Though I was troubled [initially] in Service, Society, and the Sacred, I found hope in the end. Looking back, every speaker’s experience, though frightening and confusing at first, brings a message of hope: everyone can live according to his/her essential selves.
Thanks for teaching SSS – it’s a class I looked forward to every day. Definitely my favorite course.
The reason I believe that the class was successful was that it met a genuine need among students. They are academically strong, and many are involved in many extracurricular activities. What they desire is not more content or even more high-powered experiences, but a community of like-minded students who are trying to gain some coherence about their future life direction. Open dialogue about this most important of life questions with a teacher that knows them and with guests speakers who have seen a bit further down the road of life helps students discover clues about their essential selves.
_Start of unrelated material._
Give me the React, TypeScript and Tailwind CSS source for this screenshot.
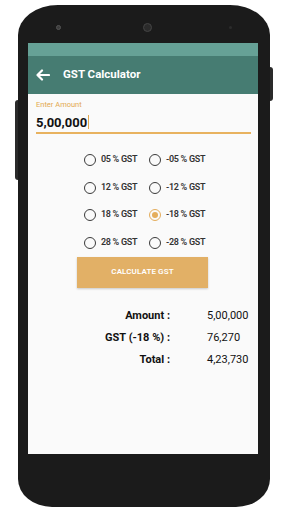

Overall, I have gained several new insights into my work as a social conscience educator. First, the central life task of high school seniors is to gain some sense of life purpose as they head off to university. Second, it is quite possible to teach a semester course addressing this central adolescent task. Exploring purpose, I have found, is best facilitated by a non-traditional curriculum that includes a holistic and flexible array of activities and approaches. Accordingly, forms of assessment needed to be re-considered. Third, what is most important should be put in the curriculum. As the pace of modern life continues to accelerate, students will forever have more to learn. At the same time, the stress on students grows. For the good of our students, we cannot surrender to the temptation of always doing more, hoping that self-reflection will come in their homes, churches, or on their social networking sites. No, we need to find a place in the curriculum for in-depth exploration of purpose. This past semester’s study in “Service, Society, and the Sacred” has affirmed that this indeed can be accomplished.